‘Unauthorized’ payment to foreigners
Former top officials of the National Power Corp. are facing graft and malversation charges before the Sandiganbayan for allegedly paying P124 million in 2003 to foreign representatives of a long-shuttered firm who turned out to be of “doubtful authority.”
The Office of the Ombudsman ordered charges to be filed against Rogelio Murga, former Napocor president and chief executive officer, and Alberto Guanzon, former chair of the company’s committee on contract expiration on insurance capacities.
The Ombudsman set bail at P30,000 for the graft charges, but maintained that the malversation charges were non-bailable.
The antigraft body did not press charges against Singapore-based foreign nationals Kay Swee Tuan and Terence Selverajah for lack of jurisdiction.

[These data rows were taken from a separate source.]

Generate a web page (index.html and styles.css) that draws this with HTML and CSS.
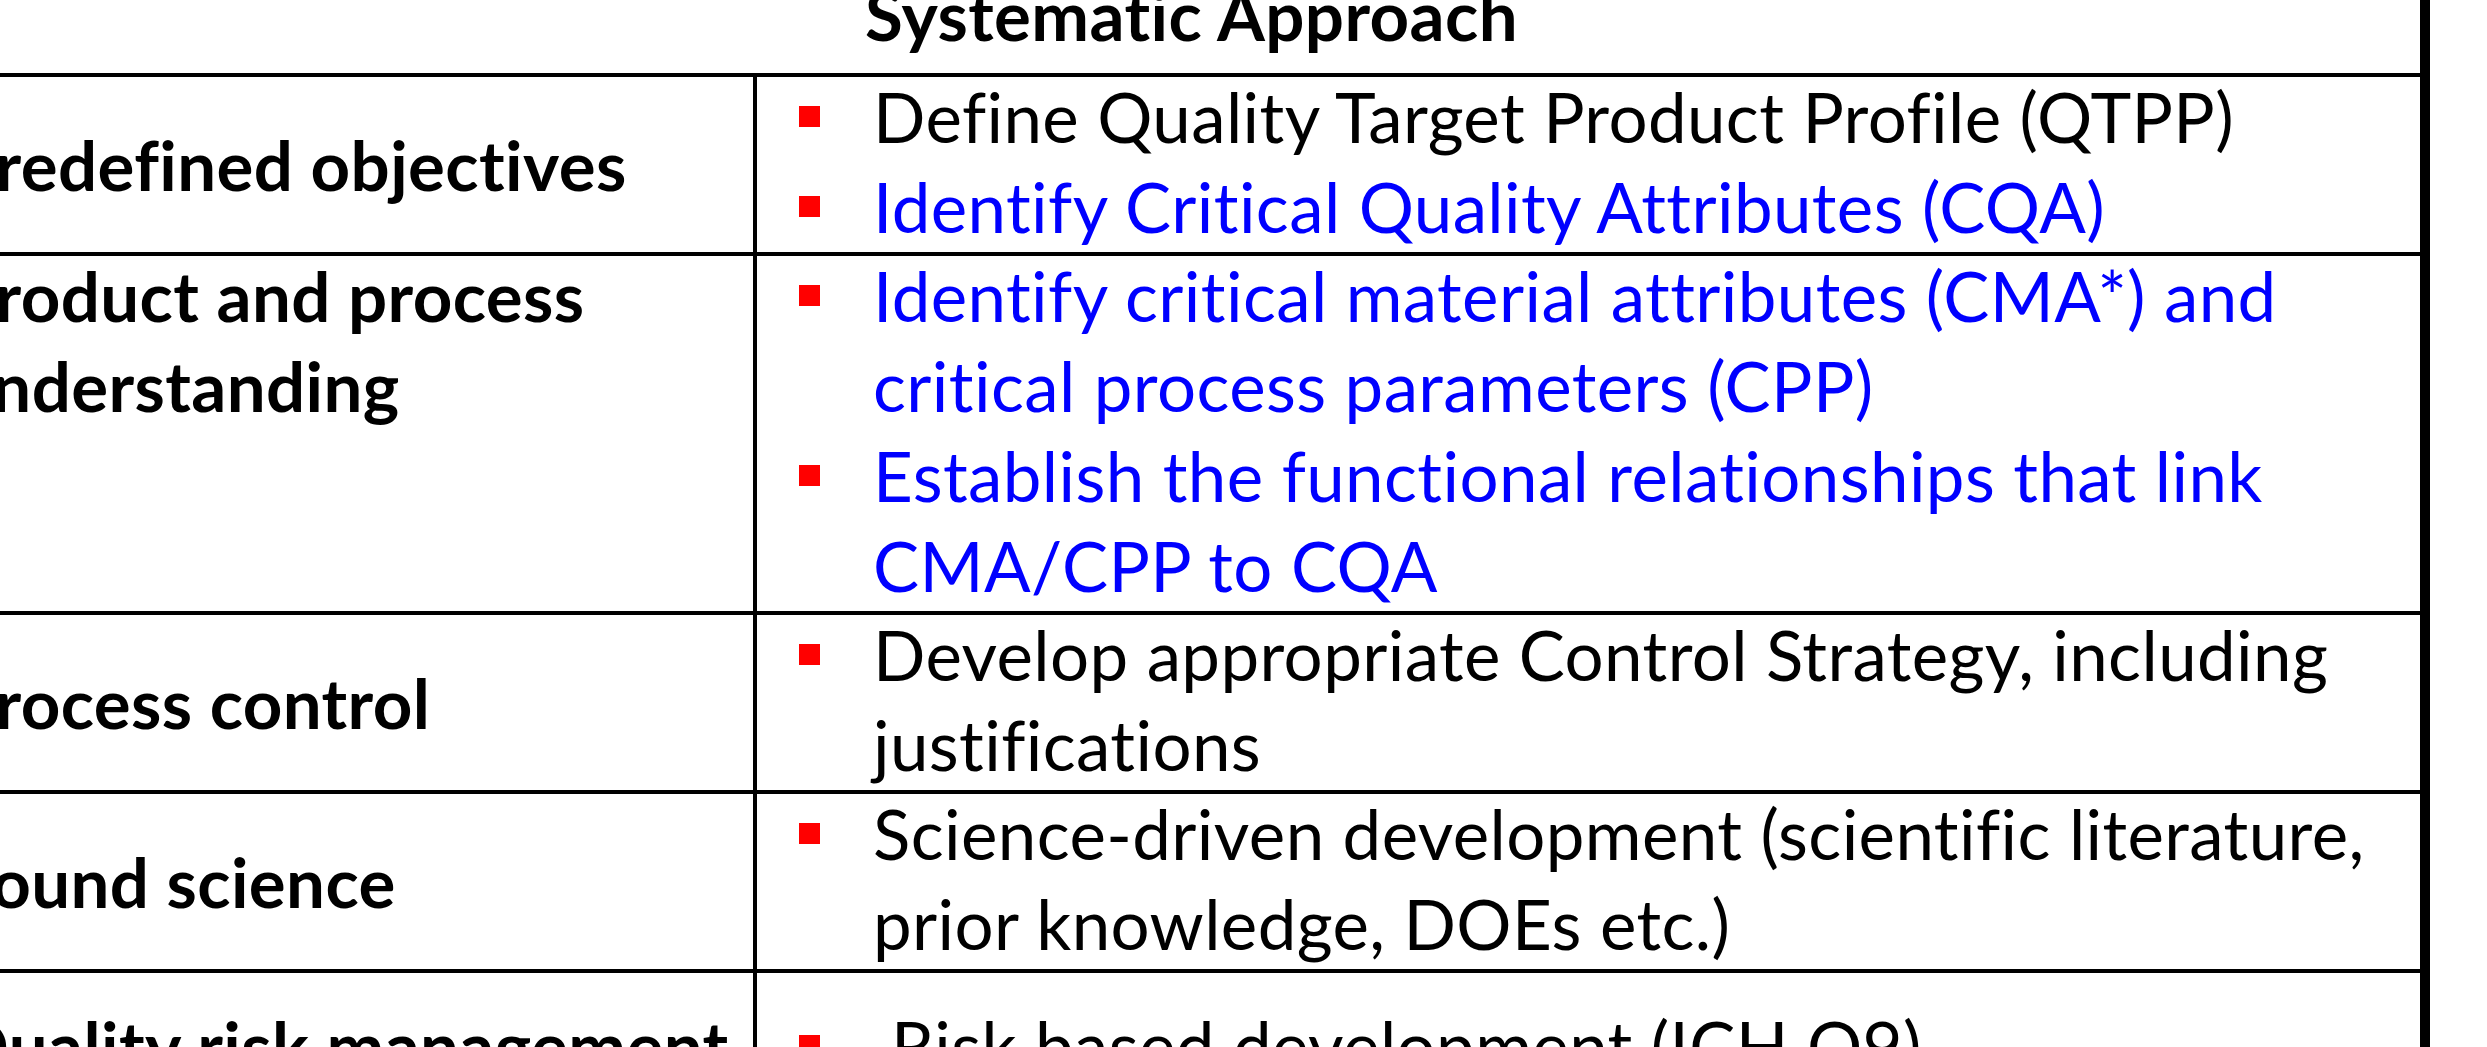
FILE: index.html
```html
<!DOCTYPE html>
<html lang="en">
<head>
<meta charset="utf-8">
<title>Systematic Approach</title>
<link rel="stylesheet" href="styles.css">
</head>
<body>
<div class="slide">
  <div class="head"><div class="head-text">Systematic Approach</div></div>

  <div class="label"><div class="label-text">Predefined objectives</div></div>
  <div class="cell">
    <ul class="items">
      <li class="item">Define Quality Target Product Profile (QTPP)</li>
      <li class="item blue">Identify Critical Quality Attributes (CQA)</li>
    </ul>
  </div>

  <div class="label label-top"><div class="label-text">Product and process<br>understanding</div></div>
  <div class="cell">
    <ul class="items">
      <li class="item blue"><span>Identify critical material attributes (CMA*) and<br>critical process parameters (CPP)</span></li>
      <li class="item blue"><span>Establish the functional relationships that link<br>CMA/CPP to CQA</span></li>
    </ul>
  </div>

  <div class="label"><div class="label-text">Process control</div></div>
  <div class="cell">
    <ul class="items">
      <li class="item"><span>Develop appropriate Control Strategy, including<br>justifications</span></li>
    </ul>
  </div>

  <div class="label"><div class="label-text">Sound science</div></div>
  <div class="cell">
    <ul class="items">
      <li class="item"><span>Science-driven development (scientific literature,<br>prior knowledge, DOEs etc.)</span></li>
    </ul>
  </div>

  <div class="label last"><div class="label-text">Quality risk management</div></div>
  <div class="cell last">
    <ul class="items">
      <li class="item">&nbsp;Risk based development (ICH Q9)</li>
    </ul>
  </div>
</div>
</body>
</html>
```

FILE: styles.css
```css
html, body {
  margin: 0;
  padding: 0;
  overflow: hidden;
  background: #ffffff;
}

body {
  font-family: "Lato", "Open Sans", sans-serif;
  font-size: 69px;
  letter-spacing: 0.4px;
  color: #000000;
}

.slide {
  display: grid;
  grid-template-columns: 800px 1667px;
  width: 2467px;
  margin-left: -47px;
  border-right: 10px solid #000000;
}

.head {
  grid-column: 1 / 3;
  height: 73px;
  text-align: center;
  font-weight: 700;
  line-height: 90px;
  white-space: nowrap;
  padding-left: 10px;
}

.head-text {
  margin-top: -30px;
}

.label {
  border-top: 4px solid #000000;
  display: flex;
  align-items: center;
  font-weight: 700;
  line-height: 90px;
  white-space: nowrap;
}

.label-top {
  align-items: flex-start;
}

.label-top .label-text {
  margin-top: -5px;
}

.cell {
  border-top: 4px solid #000000;
  border-left: 4px solid #000000;
  padding-left: 42px;
}

.items {
  list-style: none;
  margin: -5px 0 0 0;
  padding: 0;
}

.item {
  display: flex;
  line-height: 90px;
  white-space: nowrap;
}

.item::before {
  content: "";
  flex: none;
  width: 21px;
  height: 21px;
  margin: 34px 53px 0 0;
  background: #ff0000;
}

.blue {
  color: #0000ff;
}

.last {
  height: 146px;
}

.cell.last {
  display: flex;
  align-items: center;
}

.cell.last .items {
  margin: 0;
}
```
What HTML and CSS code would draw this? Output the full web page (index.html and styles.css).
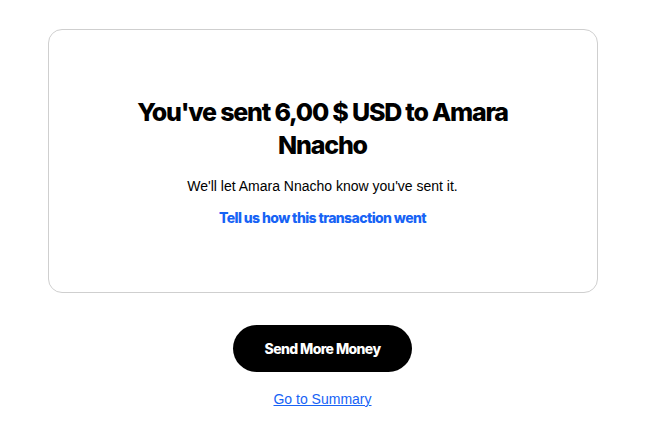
FILE: index.html
```html
<!DOCTYPE html>
<html>
<head>
<meta charset="utf-8">
<link rel="stylesheet" href="styles.css">
</head>
<body>
<main class="page">
  <section class="card">
    <h1 class="title">You've sent 6,00 $ USD to Amara Nnacho</h1>
    <p class="note">We'll let Amara Nnacho know you've sent it.</p>
    <a class="feedback" href="#">Tell us how this transaction went</a>
  </section>
  <button class="primary">Send More Money</button>
  <a class="summary" href="#">Go to Summary</a>
</main>
</body>
</html>
```
FILE: styles.css
```css
* { box-sizing: border-box; }
html, body { margin: 0; padding: 0; background: #fff; }
body { font-family: "Liberation Sans", Arial, sans-serif; color: #000; }
.page {
  width: 645px;
  padding-top: 29px;
  display: flex;
  flex-direction: column;
  align-items: center;
}
.card {
  width: 550px;
  height: 264px;
  border: 1px solid #cfcfcf;
  border-radius: 14px;
  display: flex;
  flex-direction: column;
  align-items: center;
  padding-top: 66px;
}
.title {
  margin: 0;
  width: 380px;
  text-align: center;
  font-family: Inter, "Noto Sans", sans-serif;
  font-weight: 800;
  font-size: 25px;
  line-height: 33px;
  letter-spacing: -1.2px;
}
.note {
  margin: 15px 0 0;
  font-size: 14px;
  line-height: 18px;
}
.feedback {
  margin-top: 14px;
  font-family: Inter, "Noto Sans", sans-serif;
  font-weight: 800;
  font-size: 14px;
  line-height: 18px;
  letter-spacing: -0.6px;
  color: #1763f5;
  text-decoration: none;
}
.primary {
  margin-top: 32px;
  width: 179px;
  height: 47px;
  border: 0;
  border-radius: 24px;
  background: #000;
  color: #fff;
  font-family: Inter, "Noto Sans", sans-serif;
  font-weight: 800;
  font-size: 14px;
  letter-spacing: -0.6px;
}
.summary {
  margin-top: 18px;
  font-size: 14px;
  line-height: 18px;
  color: #1763f5;
  text-decoration: underline;
}
```
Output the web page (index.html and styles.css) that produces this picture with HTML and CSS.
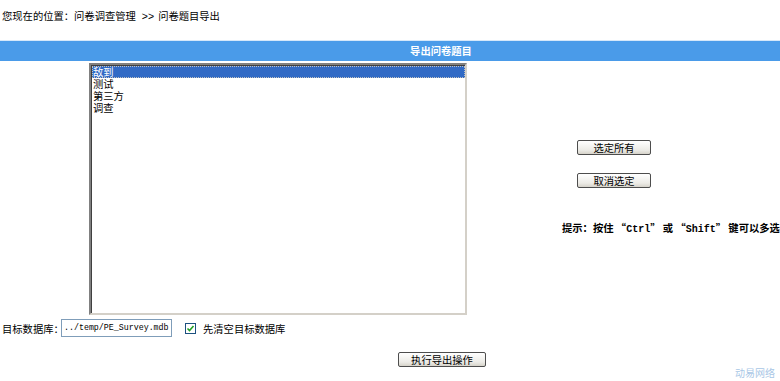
FILE: index.html
```html
<!DOCTYPE html>
<html lang="zh">
<head>
<meta charset="utf-8">
<link rel="stylesheet" href="styles.css">
</head>
<body>
<div class="location"><span>您现在的位置：问卷调查管理</span><span class="sep">&gt;&gt;</span><span>问卷题目导出</span></div>
<div class="titlebar"><span>导出问卷题目</span></div>
<div class="main">
  <div class="listcol">
    <div class="listbox">
      <div class="item selected">敌到</div>
      <div class="item">测试</div>
      <div class="item">第三方</div>
      <div class="item">调查</div>
    </div>
  </div>
  <div class="side">
    <div class="btn btn-first">选定所有</div>
    <div class="btn btn-second">取消选定</div>
    <div class="hint">提示：按住 <span class="q">“</span><span class="mono">Ctrl</span><span class="q">”</span> 或 <span class="q">“</span><span class="mono">Shift</span><span class="q">”</span> 键可以多选</div>
  </div>
</div>
<div class="target">
  <span class="label">目标数据库：</span>
  <span class="input">../temp/PE_Survey.mdb</span>
  <span class="check"><svg width="11" height="11" viewBox="0 0 11 11"><rect x="0.5" y="0.5" width="10" height="10" fill="#fff" stroke="#1c5180"/><path d="M2.5 5.5 L4.5 7.5 L8.5 3" fill="none" stroke="#21a121" stroke-width="1.6"/></svg></span>
  <span class="checklabel">先清空目标数据库</span>
</div>
<div class="exec-row"><div class="btn btn-exec">执行导出操作</div></div>
<div class="watermark">动易网络</div>
</body>
</html>
```

FILE: styles.css
```css
html, body {
  margin: 0;
  padding: 0;
  background: #fff;
  font-family: "Noto Sans CJK SC", "Noto Sans", sans-serif;
  font-size: 10.3px;
  color: #000;
}
body {
  position: relative;
  width: 780px;
  height: 381px;
  overflow: hidden;
}
.location {
  height: 32px;
  line-height: 32px;
  padding-left: 2px;
  white-space: nowrap;
}
.sep {
  font-family: "Liberation Sans", sans-serif;
  font-size: 10.5px;
  margin: 0 4px 0 6px;
}
.titlebar {
  margin-top: 8px;
  height: 20px;
  border-top: 1px solid #d6e8fa;
  background: #4a9be9;
  color: #fff;
  font-weight: bold;
  line-height: 20px;
  text-align: center;
  padding-left: 102px;
}
.main {
  display: flex;
  margin-top: 2px;
}
.listcol {
  padding-left: 89px;
}
.listbox {
  width: 373px;
  height: 247px;
  border: 2px solid;
  border-color: #808080 #d4d0c8 #d4d0c8 #808080;
  box-shadow: inset 1px 1px 0 #404040;
  padding: 1px 0 0 1px;
  background: #fff;
}
.item {
  height: 12px;
  line-height: 12px;
  padding-left: 1px;
  white-space: nowrap;
}
.item.selected {
  background: #316ac5;
  color: #fff;
  outline: 1px dotted #c0c0c0;
  outline-offset: -1px;
}
.side {
  margin-left: 95px;
  display: flex;
  flex-direction: column;
  align-items: flex-start;
}
.btn {
  box-sizing: border-box;
  height: 15px;
  line-height: 13px;
  border: 1px solid #4d4d4d;
  border-radius: 2px;
  background: linear-gradient(#ffffff, #ecebe6 70%, #d6d3ca);
  text-align: center;
}
.btn-first {
  width: 74px;
  margin-left: 15px;
  margin-top: 77px;
}
.btn-second {
  width: 74px;
  margin-left: 15px;
  margin-top: 18px;
}
.hint {
  margin-top: 33px;
  font-weight: bold;
  white-space: nowrap;
  line-height: 14px;
}
.mono {
  font-family: "Liberation Mono", monospace;
  font-weight: bold;
  font-size: 10px;
}
.q {
  font-family: "Noto Sans CJK SC", sans-serif;
}
.target {
  display: flex;
  align-items: center;
  margin-top: 4px;
  height: 18px;
}
.label {
  padding-left: 2px;
  width: 59px;
  white-space: nowrap;
}
.input {
  box-sizing: border-box;
  height: 18px;
  width: 111px;
  border: 1px solid #7f9db9;
  font-family: "Liberation Mono", monospace;
  font-size: 8.3px;
  line-height: 16px;
  padding-left: 2px;
  white-space: nowrap;
  overflow: hidden;
}
.check {
  display: flex;
  margin-left: 13px;
}
.checklabel {
  margin-left: 7px;
}
.exec-row {
  padding-left: 398px;
  margin-top: 15px;
}
.btn-exec {
  width: 88px;
}
.watermark {
  position: absolute;
  left: 735px;
  top: 367px;
  color: #a9c7e6;
  font-size: 10px;
  line-height: 12px;
}
```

It also agreed with earlier findings by the National Bureau of Investigation pointing to a conspiracy among Murga, Guanzon, Tuan and Selverajah.
A resolution approved by Acting Ombudsman Orlando Casimiro on June 9 held Murga and Guanzon liable for ‘’glaring irregularities attending the release” of Napocor funds, “causing undue injury” to the government.
The case stemmed from a complaint by Navotas Industrial Corp. (NIC) which had a pending claim against Ganda Energy and Holdings, Inc. (GEHI)., a power supplier of Napocor. The claim was in connection with a dredging project for which GEHI contracted NIC’s services.
When GEHI failed to pay up, NIC filed a case for preliminary attachment before the Malabon Regional Trial Court. The NIC sought to collect the amount GEHI would in turn get from Napocor.
But the state-owned power firm said it no longer had any payments to make to GEHI, having settled all its obligations through Tuan, who in turn was supposedly authorized by Selverajah to make that transaction.
But NIC contended that Napocor had no authority to pay GEHI through Tuan, who it said had no board authority from GEHI.
The NIC also noted that as early as October 2000, it already sought Napocor’s assistance to recover GEHI’s obligations. Napocor, however, said GEHI’s contract with Napocor had been completed and that the latter could no longer act on the request.
In the resolution, the Ombudsman said Murga and Guanzon failed to back their claim that they acted in good faith in dealing with Tuan.
It said the Napocor officials knew they were dealing with foreign nationals, which was why they should have made “stringent verifications” before releasing the money, especially since they also knew that GEHI’s Manila office had closed down in 2000 or three years before the questioned transaction.